The History of Guiding

The first tour operator went into business in England in 1758, and is still in business today. In Europe, pleasure travel started in earnest during the 1840s, when Thomas Cook began conducting tours to Paris and later around Europe. By the 1850s, railroad tours were already in operation. Modern tour operators – companies that organize group tours and independent travel packages — date back to the mid-nineteenth century, and most likely have their roots as ticket agents for steamship lines and railroads. In addition to selling passage, the agents were eventually called upon to develop itineraries and secure accommodations for their wealthy clients. Out of this grew the organized business of selling planned tours to groups of travelers.

Through the 1930s tour wholesaling continued to grow, but that happened slowly, since comfortable and affordable means of passenger transportation were not widespread, and travel was costly. The post-World War II period, beginning with the late 1940s and early 1950s, marked a dramatic turning point for the tour operator industry. The introduction of modern long-range commercial aircraft and the development of the interstate highway system both opened long distance travel to millions of middle class travelers. Add to that the growth of low cost airlines, increased access to airports, and the ability to travel more cheaply, and the travel bug sent millions of people all over the planet.

The media have popularized aspects of touring and made them appear accessible to the public, which has helped to increase the number of tour travelers. The television program “The Love Boat” inspired middle class travelers to take a cruise. The 1969 film, “If it’s Tuesday, this must be Belgium,” based on Caravan Tours, popularized over-the-road bus travel.

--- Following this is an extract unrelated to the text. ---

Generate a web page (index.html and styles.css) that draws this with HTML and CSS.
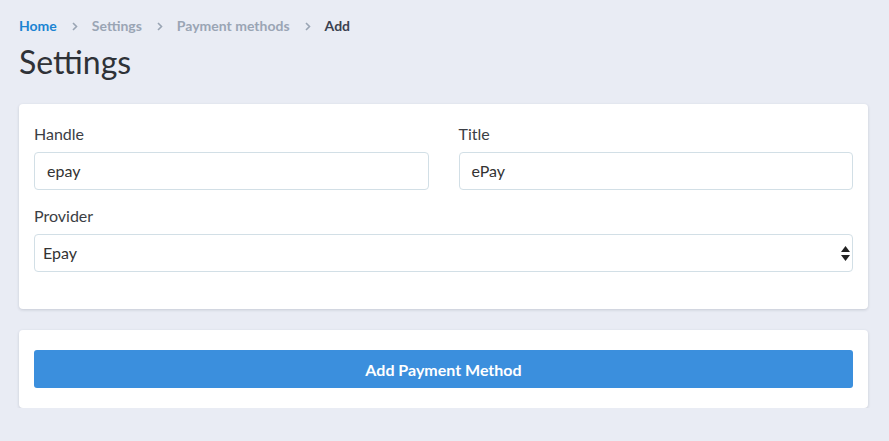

Today there are over 600 tour operators in this country, plus hundreds in other countries. Most of them wholesale their tours, that is, sell them through travel agents, or sell them directly over the internet. Even in this day of the internet, where travelers can more readily create their own itineraries, tour operators still have the advantage of bulk purchases that reduce costs, and of inside knowledge of vendors and destinations.